Ainsi donc, les héritiers de feu le Dr Faran Samaké, épaulé par Tiécoro Diakité, ancien ministre, ont décidé de poursuivre Amadou Seydou Traoré dit Amadou Djicoroni en cour. Le procès, en principe, démarre ce matin 02 novembre, devant le tribunal de première instance de la Commune III. Cette cause est la suite logique d’un échange acrimonieux, à travers la presse, entre Tiécoro Diakité « ami » de la famille Samaka et l’ex-compagnon de feu Modibo Kéita. Après avoir vainement tenté de faire taire, une fois pour toutes, l’octogénaire connu dans tout le Mali pour sa probité et son sens jamais démenti du patriotisme, la solution judiciaire devrait venir « lui clouer le bec », comme le dirait l’homme de la rue.

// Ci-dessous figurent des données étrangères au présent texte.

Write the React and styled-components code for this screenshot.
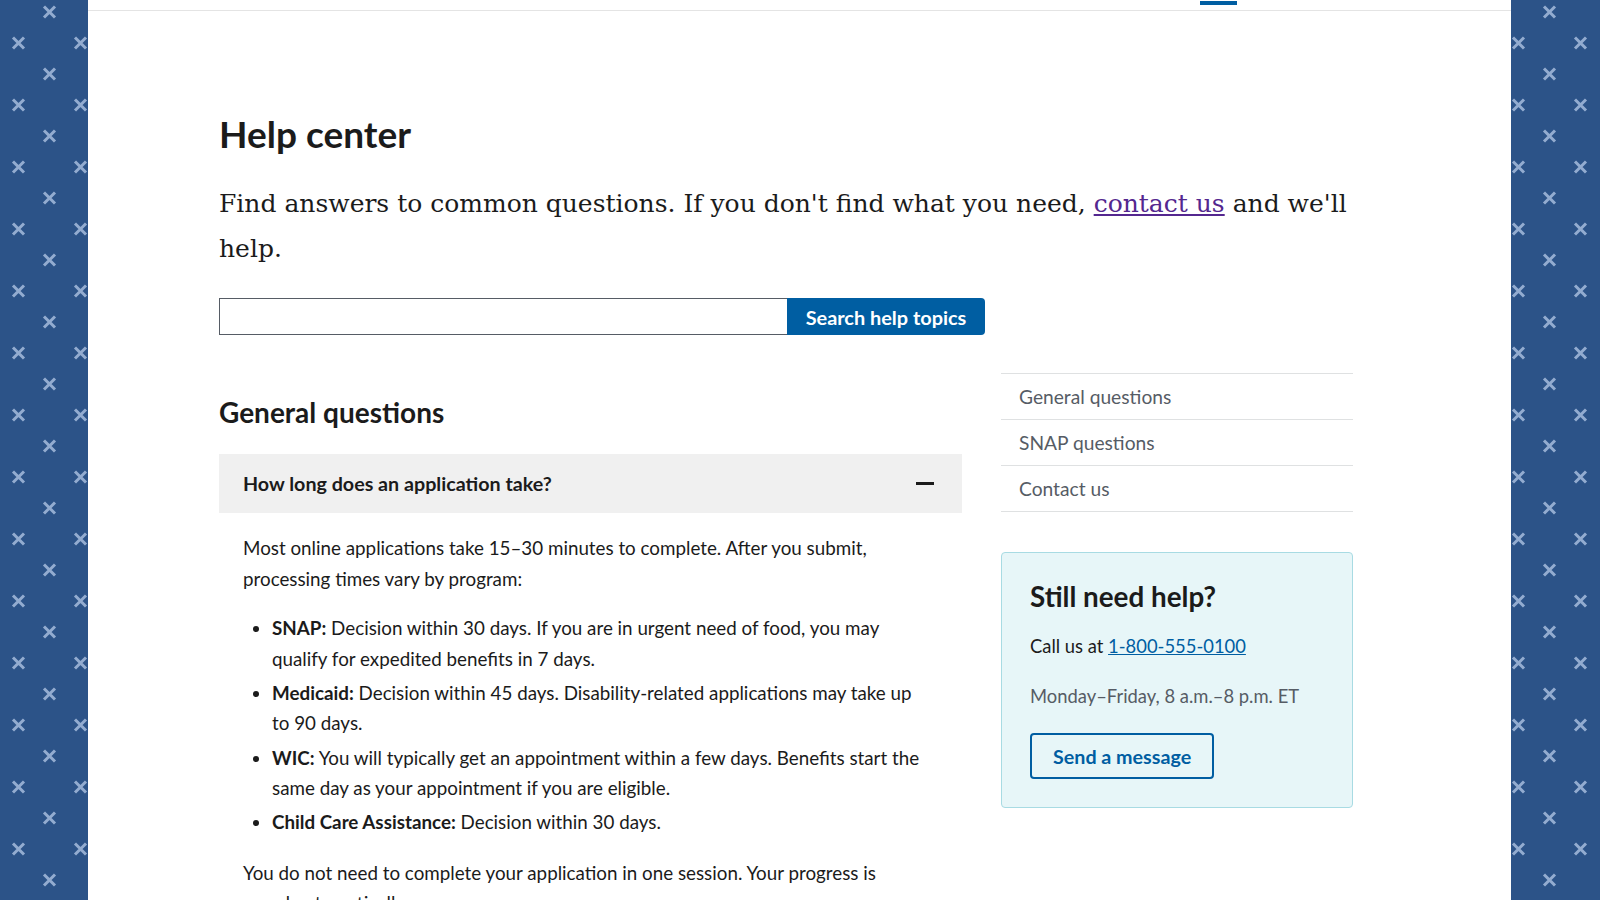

Que reproche-t-on à Amadou Traoré à travers cette citation ? C’est d’avoir dit, lors d’une conférence-débat : « La thèse de la mort de Modibo Kéita est claire. C’est un empoisonnement par injection, sur une ordonnance prescrite par le Dr Faran Samaké. » Cela lui vaut une accusation de calomnie. Puisque le français n’est pas notre langue, essayons d’abord de nous entendre sur une chose : Amadou Djicoroni n’a jamais dit que le Dr Faran Samaké a tué personnellement Modibo Kéita. Il rapporte ce que l’ex-geôlier du premier président du Mali, le capitaine Sounkalo Samaké, dit dans ses mémoires : « Ma vie de soldat ». Et, à ce que l’on sache, le capitaine Samaké qui vit à Dioïla n’a jamais été démenti ni poursuivi en justice. Pour la bonne et simple raison que Modibo est mort sur ses genoux et, depuis le transfèrement du prisonnier du Nord vers Bamako, c’est lui qui s’en est occupé.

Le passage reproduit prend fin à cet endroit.